Durante o conselho consultivo, que teve o lema ‘Mobilidade, Desenvolvimento e Bem-Estar’, os PCA apresentaram as estratégias das firmas. Aliás, o principal tema em discussão foram os planos, programas e projectos das 14 empresas públicas do sector.

Todas com prejuízos

Em 2017, todas as empresas dos transportes tiveram, praticamente, resultados negativos, com destaque para as operadoras TAAG, TCUL, Unicargas (empresa rodoviária de transporte de mercadora) e as três empresas de caminhos-de-ferro (Benguela, Namibe e Luanda), apesar dos investimentos feitos pelo Estado.

Excesso de trabalhadores, fraca rentabilidade, dificuldades de pagar dívidas com fornecedores e atrasos salariais caracterizam a actual situação das empresas tuteladas por Augusto Tomás.
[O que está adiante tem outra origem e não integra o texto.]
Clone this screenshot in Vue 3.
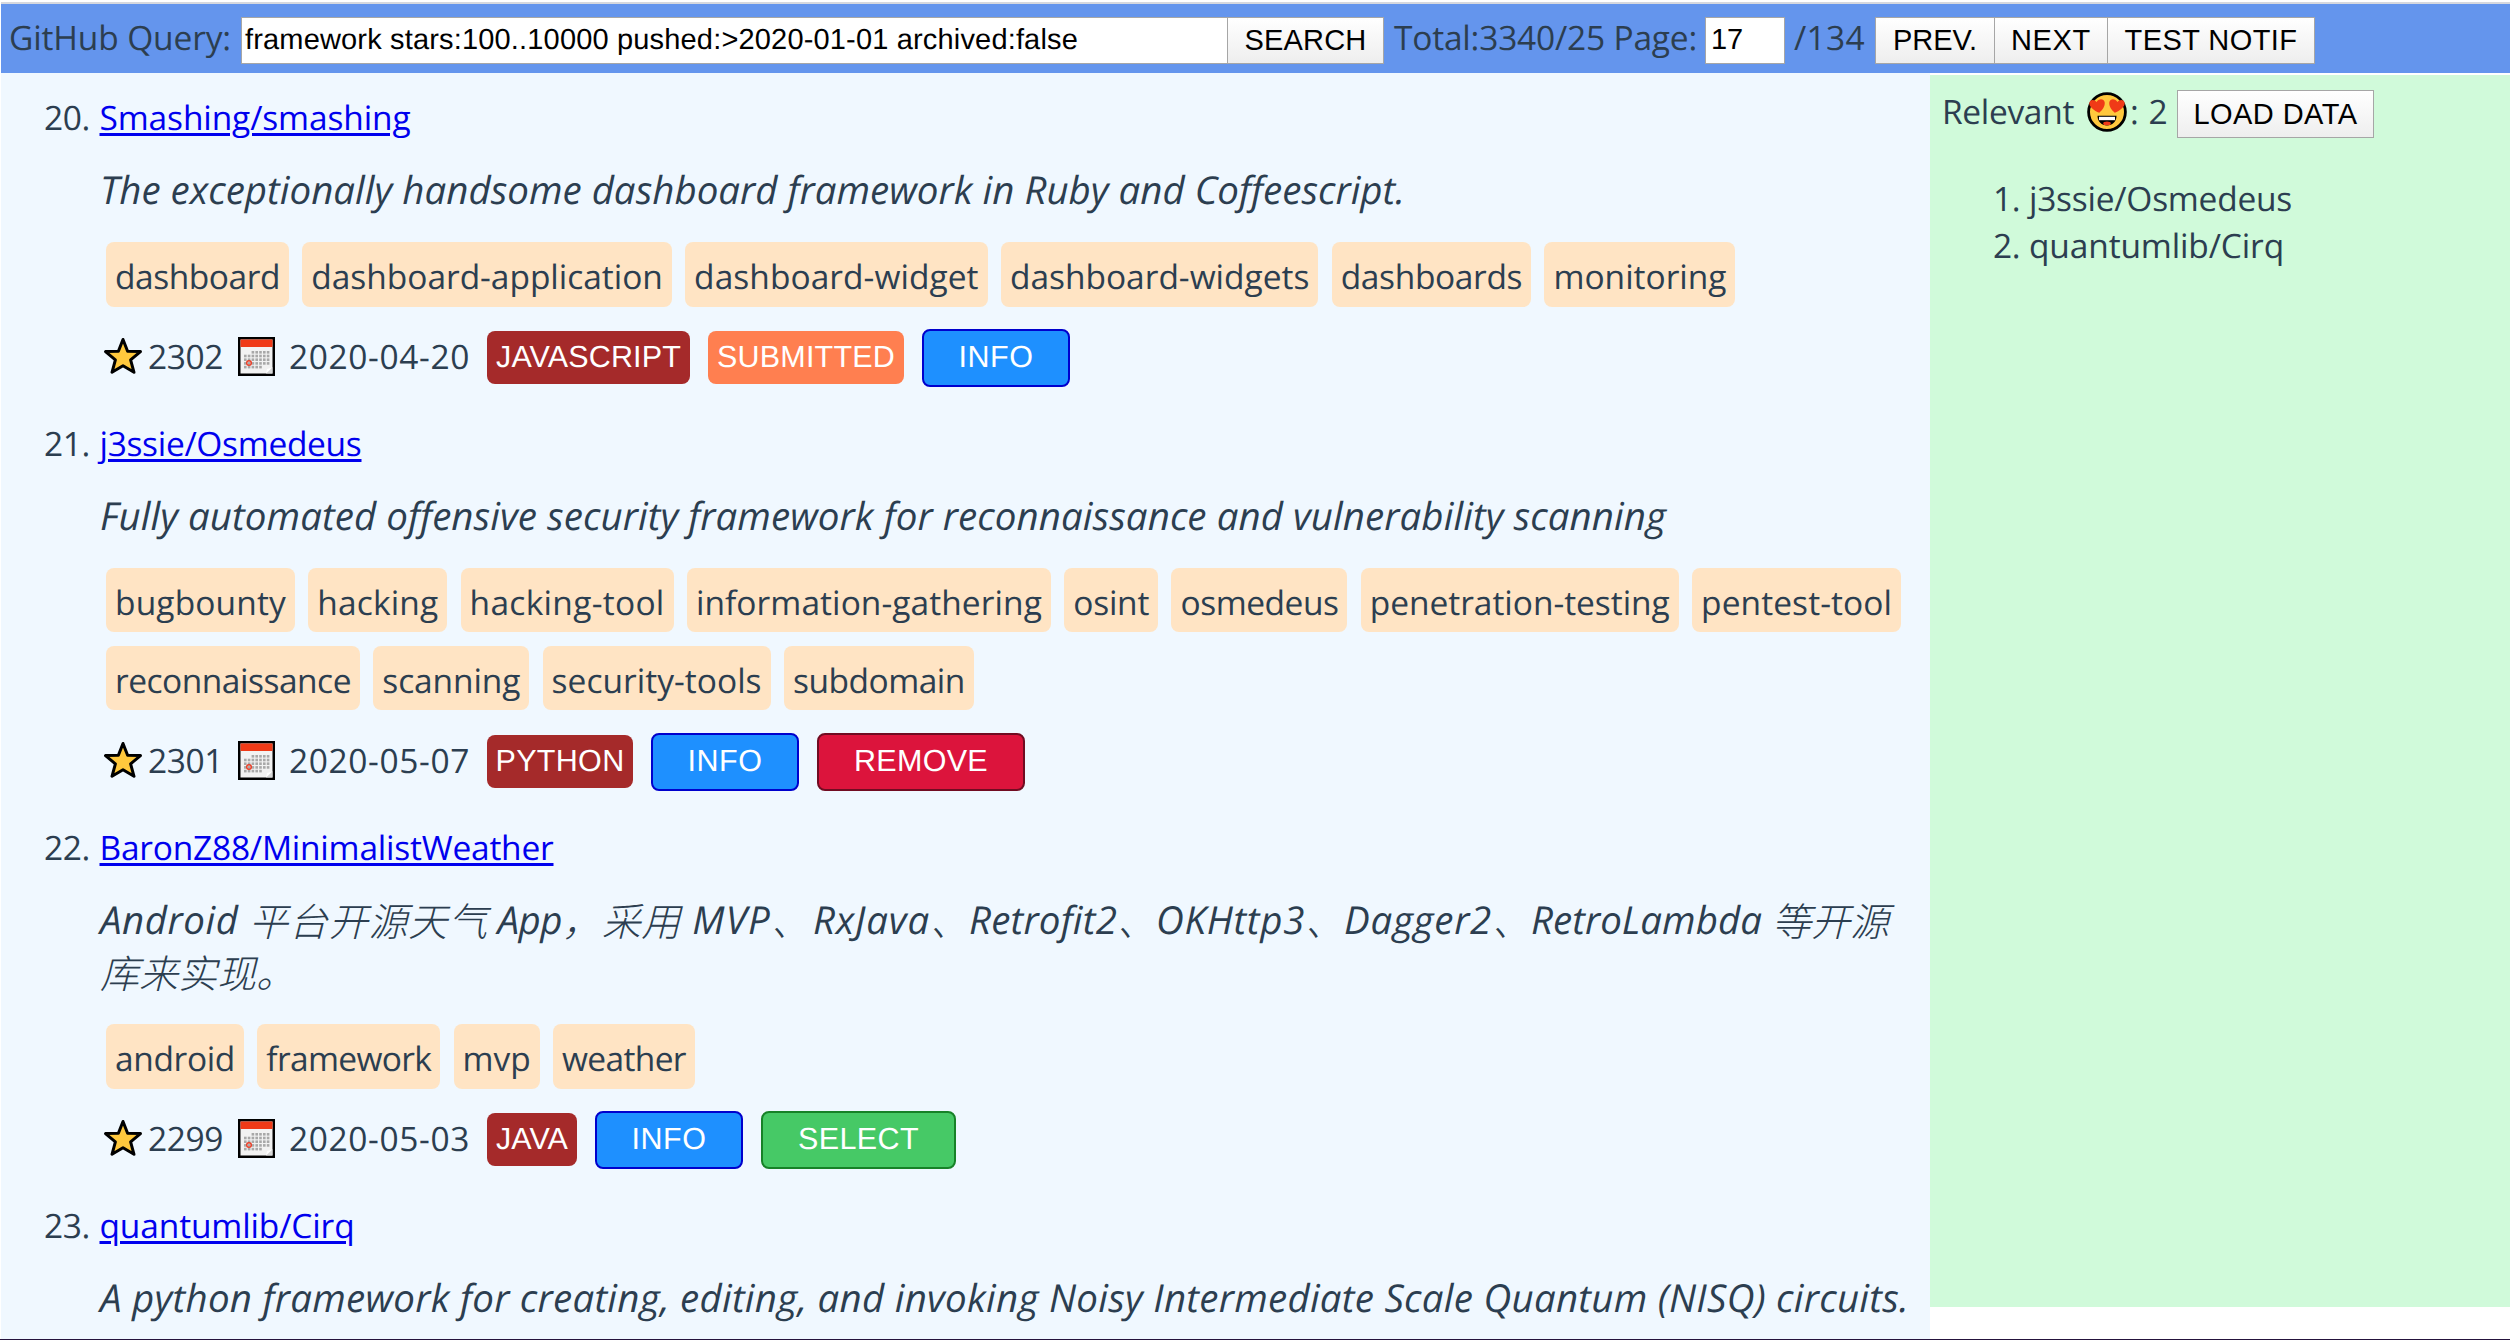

A dívida da Unicargas, por exemplo, está fixada em seis mil milhões de kwanzas, dos quais 90% com o Porto de Luanda, empresa do mesmo ramo.

A facturação da empresa de transporte de mercadorias caiu 70% nos últimos quatros anos. Ainda assim, a empresa prevê fazer um investimento de 218 milhões de kwanzas em 2018. Tem cerca de 700 funcionários, prevendo a redução de, pelo menos, 200.

No conselho consultivo, ficou-se a saber que os caminhos-de-ferros e a TCUL dão mais prejuízos do que lucros ao Estado, encontrando-se numa situação financeira que inspira cuidados e, segundo os PCA, “continuarão deficitárias nos próximos cinco anos”. As receitas do Caminho-de-Ferro de Moçâmedes, por exemplo, caíram 12% em 2017, em que se fixou em 321,1 milhões de kwanzas, contra os 363,1 milhões de 2016. A empresa tem 1.530 trabalhadores no Namibe, Huíla e Kuando-Kubango.

Os factores que provocam maus resultados nos ‘caixas’ dessas empresas são basicamente os mesmos. Baixas tarifas dos bilhetes de passagem, atrasos do Governo nos pagamentos dos subsídios dos bilhetes, mau estado das vias (estradas e linhas férreas), que provoca rápida degradação dos meios, preços altos dos combustíveis e custos altos operacionais.